The task: Give the count of lines in the data that include "this", with no other words.
start Raw records
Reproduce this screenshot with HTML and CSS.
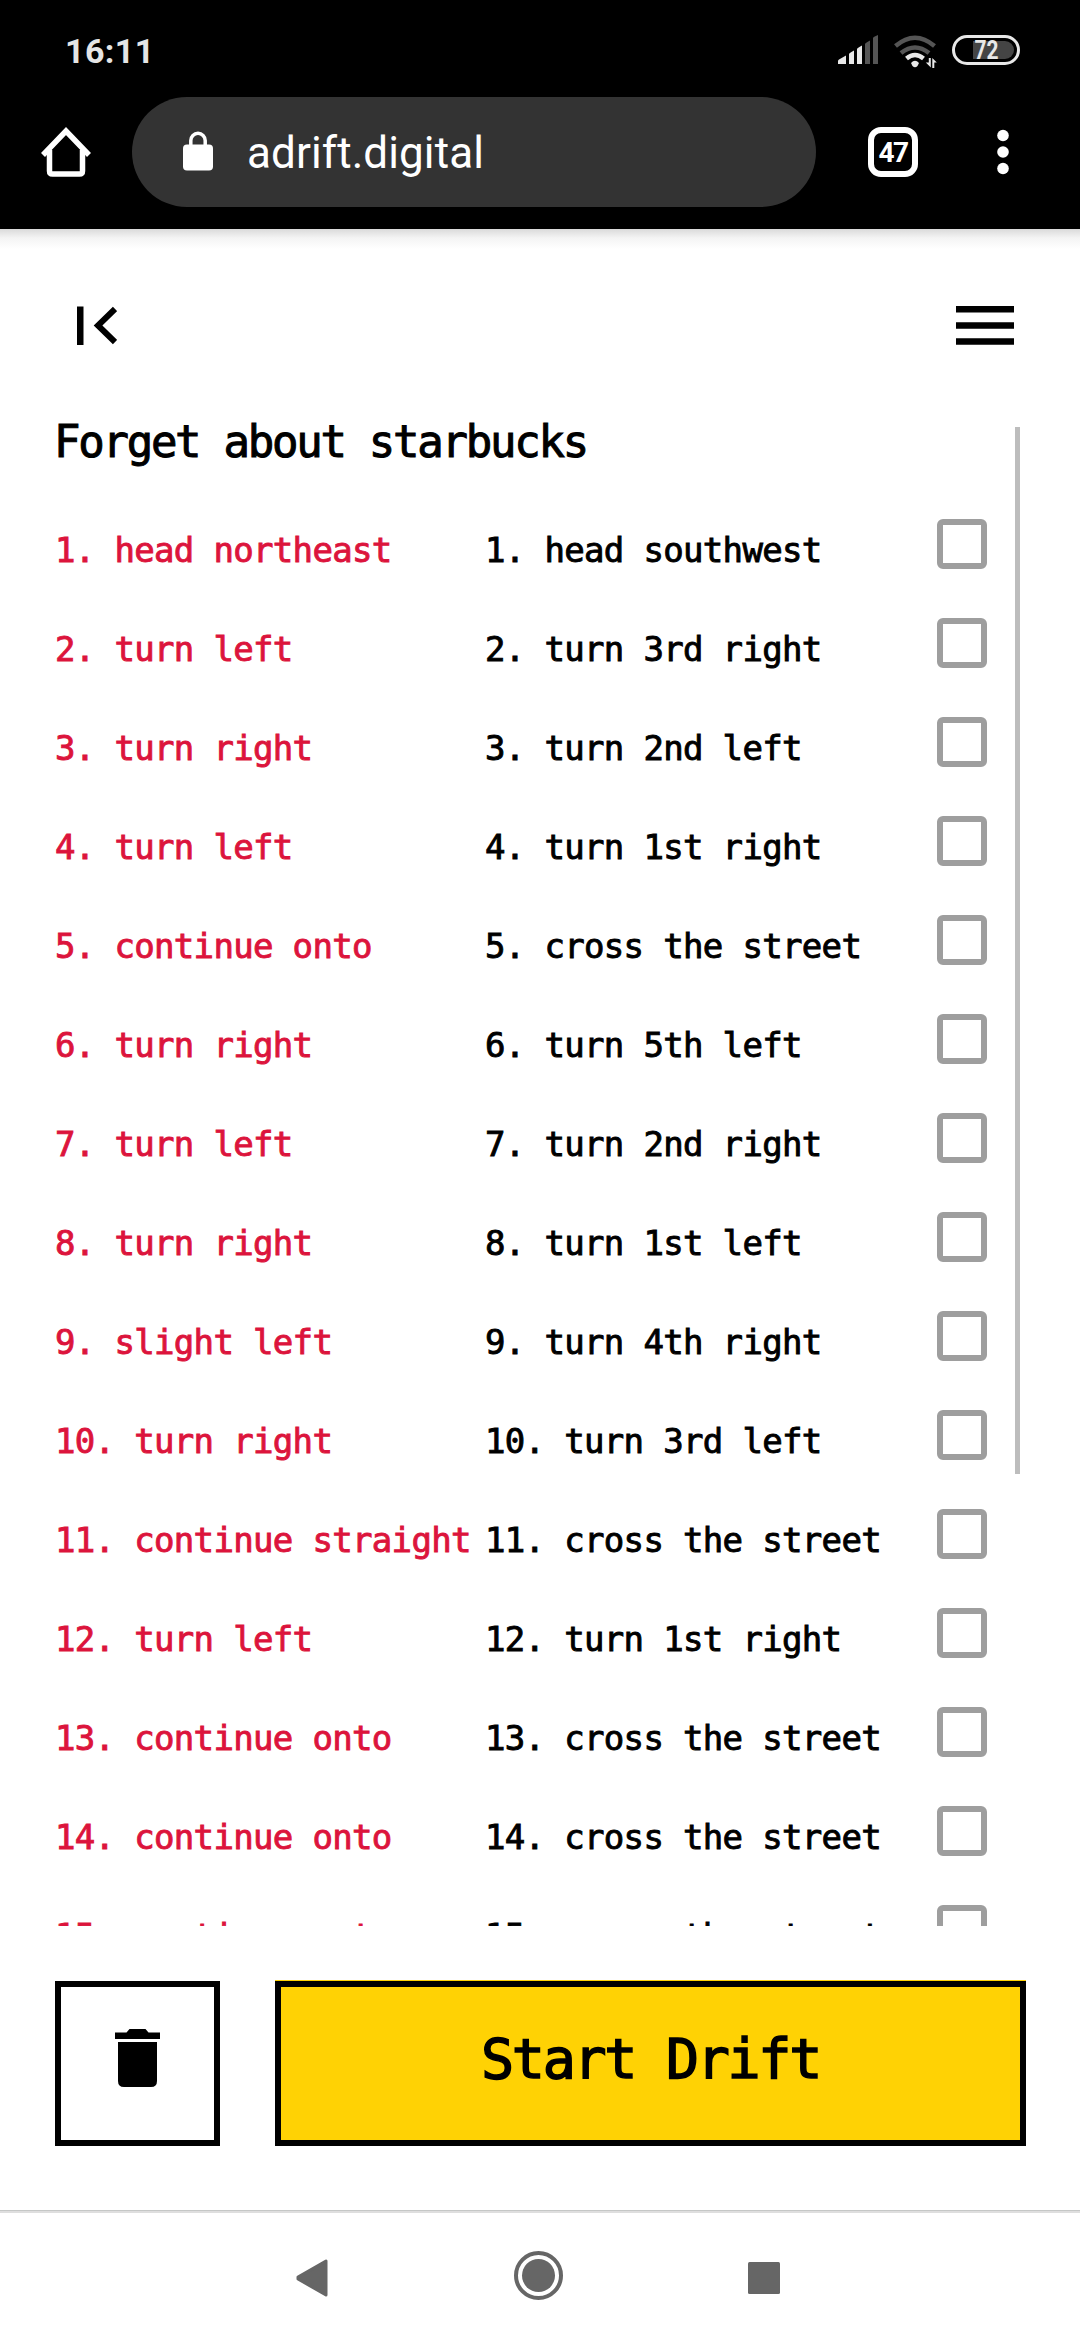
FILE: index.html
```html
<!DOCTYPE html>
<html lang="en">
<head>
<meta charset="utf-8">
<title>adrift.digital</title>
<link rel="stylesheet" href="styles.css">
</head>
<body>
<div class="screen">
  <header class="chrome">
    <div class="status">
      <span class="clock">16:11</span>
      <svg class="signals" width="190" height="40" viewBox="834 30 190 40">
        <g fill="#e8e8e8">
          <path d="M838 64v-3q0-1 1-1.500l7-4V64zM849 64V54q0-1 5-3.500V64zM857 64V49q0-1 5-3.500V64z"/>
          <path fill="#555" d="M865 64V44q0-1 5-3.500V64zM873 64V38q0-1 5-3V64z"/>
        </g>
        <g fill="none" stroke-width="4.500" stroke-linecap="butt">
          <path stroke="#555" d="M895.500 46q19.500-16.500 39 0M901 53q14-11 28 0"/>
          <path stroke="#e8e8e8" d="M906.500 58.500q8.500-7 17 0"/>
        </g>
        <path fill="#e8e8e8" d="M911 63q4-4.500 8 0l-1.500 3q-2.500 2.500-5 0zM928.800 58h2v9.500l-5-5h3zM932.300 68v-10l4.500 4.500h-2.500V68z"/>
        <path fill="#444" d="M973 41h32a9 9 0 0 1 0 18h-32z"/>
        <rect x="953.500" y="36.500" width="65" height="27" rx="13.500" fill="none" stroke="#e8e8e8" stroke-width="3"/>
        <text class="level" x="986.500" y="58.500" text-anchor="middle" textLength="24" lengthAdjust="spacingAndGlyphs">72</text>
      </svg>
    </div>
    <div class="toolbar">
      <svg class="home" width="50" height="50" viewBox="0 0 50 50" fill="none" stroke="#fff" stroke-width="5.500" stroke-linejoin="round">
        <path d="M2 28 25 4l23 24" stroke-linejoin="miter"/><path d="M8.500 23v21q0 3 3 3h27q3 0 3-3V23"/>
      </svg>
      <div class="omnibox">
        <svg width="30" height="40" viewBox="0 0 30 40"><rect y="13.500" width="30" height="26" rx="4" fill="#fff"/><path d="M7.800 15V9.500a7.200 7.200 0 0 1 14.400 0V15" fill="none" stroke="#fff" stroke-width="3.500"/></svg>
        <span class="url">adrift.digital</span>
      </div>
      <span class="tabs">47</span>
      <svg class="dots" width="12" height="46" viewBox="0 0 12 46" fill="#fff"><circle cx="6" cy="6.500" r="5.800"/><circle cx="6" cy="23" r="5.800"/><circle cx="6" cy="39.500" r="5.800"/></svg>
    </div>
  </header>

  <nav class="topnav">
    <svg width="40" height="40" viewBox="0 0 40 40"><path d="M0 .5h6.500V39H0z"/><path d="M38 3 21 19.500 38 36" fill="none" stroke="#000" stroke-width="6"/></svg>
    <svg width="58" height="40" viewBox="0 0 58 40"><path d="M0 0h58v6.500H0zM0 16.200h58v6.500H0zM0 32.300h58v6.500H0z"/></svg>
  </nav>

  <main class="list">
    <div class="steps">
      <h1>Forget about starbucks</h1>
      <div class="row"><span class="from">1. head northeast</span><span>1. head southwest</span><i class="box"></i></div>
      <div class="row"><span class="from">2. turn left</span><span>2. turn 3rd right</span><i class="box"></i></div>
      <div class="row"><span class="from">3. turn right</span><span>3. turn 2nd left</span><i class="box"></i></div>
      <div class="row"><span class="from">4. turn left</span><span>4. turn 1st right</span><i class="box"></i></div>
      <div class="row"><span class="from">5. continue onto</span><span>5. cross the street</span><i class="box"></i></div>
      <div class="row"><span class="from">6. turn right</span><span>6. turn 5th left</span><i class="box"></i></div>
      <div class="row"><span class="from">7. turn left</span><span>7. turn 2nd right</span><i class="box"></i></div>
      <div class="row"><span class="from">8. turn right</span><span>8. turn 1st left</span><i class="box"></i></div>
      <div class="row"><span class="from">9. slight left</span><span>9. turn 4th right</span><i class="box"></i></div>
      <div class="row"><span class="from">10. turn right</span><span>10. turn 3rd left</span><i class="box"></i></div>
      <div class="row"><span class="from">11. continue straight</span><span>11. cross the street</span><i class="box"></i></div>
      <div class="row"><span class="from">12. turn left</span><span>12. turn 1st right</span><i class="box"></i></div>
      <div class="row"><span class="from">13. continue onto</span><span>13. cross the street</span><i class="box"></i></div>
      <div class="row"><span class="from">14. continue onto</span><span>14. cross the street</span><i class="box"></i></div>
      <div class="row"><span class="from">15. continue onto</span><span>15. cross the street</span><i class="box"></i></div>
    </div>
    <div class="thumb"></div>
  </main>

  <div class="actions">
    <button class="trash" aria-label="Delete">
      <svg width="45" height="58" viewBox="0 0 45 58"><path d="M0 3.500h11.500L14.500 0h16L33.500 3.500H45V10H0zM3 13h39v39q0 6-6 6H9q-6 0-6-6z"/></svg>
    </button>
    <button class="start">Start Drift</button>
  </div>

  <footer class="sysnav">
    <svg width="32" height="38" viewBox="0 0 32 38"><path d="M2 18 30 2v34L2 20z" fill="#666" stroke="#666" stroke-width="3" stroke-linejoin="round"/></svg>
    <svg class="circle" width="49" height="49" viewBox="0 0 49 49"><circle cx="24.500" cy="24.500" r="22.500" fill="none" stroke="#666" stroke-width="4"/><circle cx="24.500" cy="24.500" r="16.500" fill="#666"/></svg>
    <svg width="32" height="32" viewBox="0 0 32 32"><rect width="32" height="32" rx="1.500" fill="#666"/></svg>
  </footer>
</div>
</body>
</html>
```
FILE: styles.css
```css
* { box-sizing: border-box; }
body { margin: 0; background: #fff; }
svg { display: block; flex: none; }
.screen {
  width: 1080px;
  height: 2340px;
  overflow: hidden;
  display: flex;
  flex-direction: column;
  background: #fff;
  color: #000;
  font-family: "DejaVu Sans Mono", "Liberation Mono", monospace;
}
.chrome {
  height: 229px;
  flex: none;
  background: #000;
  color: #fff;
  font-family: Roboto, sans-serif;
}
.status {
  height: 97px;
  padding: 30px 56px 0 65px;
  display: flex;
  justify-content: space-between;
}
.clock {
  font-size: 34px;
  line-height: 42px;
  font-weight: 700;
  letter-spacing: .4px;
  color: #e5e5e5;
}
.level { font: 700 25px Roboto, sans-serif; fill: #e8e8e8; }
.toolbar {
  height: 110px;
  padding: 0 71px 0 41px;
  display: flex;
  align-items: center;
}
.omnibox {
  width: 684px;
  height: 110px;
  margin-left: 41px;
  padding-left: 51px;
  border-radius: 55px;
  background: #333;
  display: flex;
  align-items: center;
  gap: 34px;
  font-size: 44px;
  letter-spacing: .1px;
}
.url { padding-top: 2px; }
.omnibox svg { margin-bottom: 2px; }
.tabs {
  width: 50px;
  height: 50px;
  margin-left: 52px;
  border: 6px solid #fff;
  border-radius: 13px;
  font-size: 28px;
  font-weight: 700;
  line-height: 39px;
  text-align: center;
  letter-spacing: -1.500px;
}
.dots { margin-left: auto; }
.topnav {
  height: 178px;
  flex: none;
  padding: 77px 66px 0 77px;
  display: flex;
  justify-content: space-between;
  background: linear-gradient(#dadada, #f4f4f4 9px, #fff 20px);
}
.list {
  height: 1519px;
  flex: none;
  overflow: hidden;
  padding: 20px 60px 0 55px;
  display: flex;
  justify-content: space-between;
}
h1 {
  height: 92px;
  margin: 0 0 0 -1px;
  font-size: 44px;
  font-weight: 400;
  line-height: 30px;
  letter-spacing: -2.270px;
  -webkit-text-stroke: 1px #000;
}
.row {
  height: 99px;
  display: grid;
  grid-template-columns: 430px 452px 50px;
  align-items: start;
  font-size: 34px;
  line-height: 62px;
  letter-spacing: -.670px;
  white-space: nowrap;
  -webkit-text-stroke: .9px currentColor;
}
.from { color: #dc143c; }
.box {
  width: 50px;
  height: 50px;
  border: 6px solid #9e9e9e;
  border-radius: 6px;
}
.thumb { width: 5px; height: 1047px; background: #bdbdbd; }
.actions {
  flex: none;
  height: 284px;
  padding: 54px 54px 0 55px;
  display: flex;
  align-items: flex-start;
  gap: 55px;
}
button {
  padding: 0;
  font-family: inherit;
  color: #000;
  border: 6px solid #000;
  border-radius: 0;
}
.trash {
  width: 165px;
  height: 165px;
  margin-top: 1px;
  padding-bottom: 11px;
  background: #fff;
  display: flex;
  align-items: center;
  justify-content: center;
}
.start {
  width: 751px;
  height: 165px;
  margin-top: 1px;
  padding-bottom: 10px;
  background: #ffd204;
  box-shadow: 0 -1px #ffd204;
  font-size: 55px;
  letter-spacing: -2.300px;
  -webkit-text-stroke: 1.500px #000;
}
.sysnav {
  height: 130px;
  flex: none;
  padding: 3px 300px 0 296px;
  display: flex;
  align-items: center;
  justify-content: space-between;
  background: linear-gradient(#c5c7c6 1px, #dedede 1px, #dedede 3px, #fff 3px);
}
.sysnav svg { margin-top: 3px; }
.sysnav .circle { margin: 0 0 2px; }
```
end Raw records
start Raw records
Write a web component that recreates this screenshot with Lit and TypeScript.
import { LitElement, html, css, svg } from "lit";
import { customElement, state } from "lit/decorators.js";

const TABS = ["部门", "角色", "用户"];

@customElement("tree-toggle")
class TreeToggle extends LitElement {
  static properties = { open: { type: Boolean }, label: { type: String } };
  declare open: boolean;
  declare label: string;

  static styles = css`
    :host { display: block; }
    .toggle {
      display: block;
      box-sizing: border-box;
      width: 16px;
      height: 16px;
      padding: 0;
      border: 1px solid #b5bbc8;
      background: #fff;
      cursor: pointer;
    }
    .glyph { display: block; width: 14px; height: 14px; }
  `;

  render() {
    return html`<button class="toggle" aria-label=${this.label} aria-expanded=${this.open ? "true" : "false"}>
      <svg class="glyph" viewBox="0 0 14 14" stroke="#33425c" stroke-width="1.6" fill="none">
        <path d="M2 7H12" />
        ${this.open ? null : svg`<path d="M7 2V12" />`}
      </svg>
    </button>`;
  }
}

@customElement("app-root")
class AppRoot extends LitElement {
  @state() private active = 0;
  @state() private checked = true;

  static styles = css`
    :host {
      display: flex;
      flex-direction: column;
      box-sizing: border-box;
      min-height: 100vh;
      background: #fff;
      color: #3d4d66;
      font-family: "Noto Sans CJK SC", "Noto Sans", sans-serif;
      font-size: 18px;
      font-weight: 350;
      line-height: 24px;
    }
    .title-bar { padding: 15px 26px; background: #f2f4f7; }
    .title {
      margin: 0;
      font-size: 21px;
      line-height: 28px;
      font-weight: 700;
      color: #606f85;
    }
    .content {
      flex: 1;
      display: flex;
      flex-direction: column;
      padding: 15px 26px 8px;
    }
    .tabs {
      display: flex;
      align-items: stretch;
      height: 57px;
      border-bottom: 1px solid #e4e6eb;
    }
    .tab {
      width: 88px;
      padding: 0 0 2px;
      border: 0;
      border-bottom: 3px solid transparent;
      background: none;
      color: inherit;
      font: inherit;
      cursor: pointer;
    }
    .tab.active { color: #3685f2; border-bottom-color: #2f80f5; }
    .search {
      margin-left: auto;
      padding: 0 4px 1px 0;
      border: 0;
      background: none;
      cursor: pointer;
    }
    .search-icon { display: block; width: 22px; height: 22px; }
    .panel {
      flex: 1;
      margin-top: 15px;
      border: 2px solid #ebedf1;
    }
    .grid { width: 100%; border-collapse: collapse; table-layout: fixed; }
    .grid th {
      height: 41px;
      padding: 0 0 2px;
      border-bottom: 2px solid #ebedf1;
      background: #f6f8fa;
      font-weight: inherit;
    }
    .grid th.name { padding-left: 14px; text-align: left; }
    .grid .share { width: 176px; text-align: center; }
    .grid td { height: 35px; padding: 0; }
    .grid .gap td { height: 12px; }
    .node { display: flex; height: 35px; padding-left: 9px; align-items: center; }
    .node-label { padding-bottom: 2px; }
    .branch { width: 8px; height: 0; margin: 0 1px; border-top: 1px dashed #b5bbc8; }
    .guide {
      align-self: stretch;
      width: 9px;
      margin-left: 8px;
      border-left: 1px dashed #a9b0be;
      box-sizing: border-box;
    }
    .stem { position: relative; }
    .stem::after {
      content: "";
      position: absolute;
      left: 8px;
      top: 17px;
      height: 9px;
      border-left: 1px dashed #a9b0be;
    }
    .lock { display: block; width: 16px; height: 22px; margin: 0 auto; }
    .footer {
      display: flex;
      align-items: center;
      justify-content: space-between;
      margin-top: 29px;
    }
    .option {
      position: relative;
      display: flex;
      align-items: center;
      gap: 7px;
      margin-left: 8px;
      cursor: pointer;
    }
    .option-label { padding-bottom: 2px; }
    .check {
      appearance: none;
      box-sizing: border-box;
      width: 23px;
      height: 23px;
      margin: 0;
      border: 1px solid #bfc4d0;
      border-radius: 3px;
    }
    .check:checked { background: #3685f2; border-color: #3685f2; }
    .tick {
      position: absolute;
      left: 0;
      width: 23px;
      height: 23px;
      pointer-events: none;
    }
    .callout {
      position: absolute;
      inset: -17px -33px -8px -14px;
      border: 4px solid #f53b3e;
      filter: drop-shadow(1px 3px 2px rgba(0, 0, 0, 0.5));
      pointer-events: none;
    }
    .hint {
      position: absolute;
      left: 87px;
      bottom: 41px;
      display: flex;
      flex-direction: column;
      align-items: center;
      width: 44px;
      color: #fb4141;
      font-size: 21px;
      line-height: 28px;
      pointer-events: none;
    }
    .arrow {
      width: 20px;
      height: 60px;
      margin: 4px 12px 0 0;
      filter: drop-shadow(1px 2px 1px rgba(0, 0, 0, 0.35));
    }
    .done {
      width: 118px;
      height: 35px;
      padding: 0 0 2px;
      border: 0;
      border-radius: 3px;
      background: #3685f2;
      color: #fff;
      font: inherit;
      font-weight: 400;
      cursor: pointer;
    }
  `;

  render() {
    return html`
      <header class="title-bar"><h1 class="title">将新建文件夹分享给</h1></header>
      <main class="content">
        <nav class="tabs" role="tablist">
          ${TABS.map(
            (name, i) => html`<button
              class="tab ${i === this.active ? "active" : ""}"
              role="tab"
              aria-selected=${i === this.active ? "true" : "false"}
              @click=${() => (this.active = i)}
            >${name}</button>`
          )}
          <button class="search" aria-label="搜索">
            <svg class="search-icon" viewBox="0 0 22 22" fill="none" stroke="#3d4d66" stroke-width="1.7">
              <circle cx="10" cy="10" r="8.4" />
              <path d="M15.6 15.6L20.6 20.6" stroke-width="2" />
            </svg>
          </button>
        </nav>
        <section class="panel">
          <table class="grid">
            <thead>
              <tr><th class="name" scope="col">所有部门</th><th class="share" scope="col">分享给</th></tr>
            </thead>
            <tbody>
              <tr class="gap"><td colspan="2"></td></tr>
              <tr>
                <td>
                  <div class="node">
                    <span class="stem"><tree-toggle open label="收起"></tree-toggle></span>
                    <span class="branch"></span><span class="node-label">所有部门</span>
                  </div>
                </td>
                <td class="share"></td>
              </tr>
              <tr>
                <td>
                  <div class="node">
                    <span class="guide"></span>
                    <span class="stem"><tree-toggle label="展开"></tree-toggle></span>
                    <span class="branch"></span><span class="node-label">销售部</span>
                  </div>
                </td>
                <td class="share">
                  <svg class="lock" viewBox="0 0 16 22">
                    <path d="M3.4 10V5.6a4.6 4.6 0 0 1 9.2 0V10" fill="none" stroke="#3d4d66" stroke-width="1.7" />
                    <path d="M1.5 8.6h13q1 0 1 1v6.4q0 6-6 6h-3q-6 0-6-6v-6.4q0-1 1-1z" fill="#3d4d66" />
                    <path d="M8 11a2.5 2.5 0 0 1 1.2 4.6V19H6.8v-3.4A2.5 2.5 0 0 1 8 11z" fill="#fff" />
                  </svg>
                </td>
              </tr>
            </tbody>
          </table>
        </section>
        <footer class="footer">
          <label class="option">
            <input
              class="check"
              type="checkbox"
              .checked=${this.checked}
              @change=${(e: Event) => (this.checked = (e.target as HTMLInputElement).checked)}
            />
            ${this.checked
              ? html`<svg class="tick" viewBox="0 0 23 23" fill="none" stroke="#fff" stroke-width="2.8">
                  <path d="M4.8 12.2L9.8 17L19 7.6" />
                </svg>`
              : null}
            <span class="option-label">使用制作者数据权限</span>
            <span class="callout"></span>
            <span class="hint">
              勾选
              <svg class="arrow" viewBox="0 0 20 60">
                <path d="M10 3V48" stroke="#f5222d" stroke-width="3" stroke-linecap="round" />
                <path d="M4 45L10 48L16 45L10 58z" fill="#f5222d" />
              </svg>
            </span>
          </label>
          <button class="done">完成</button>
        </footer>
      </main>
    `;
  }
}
end Raw records
Correct response: 10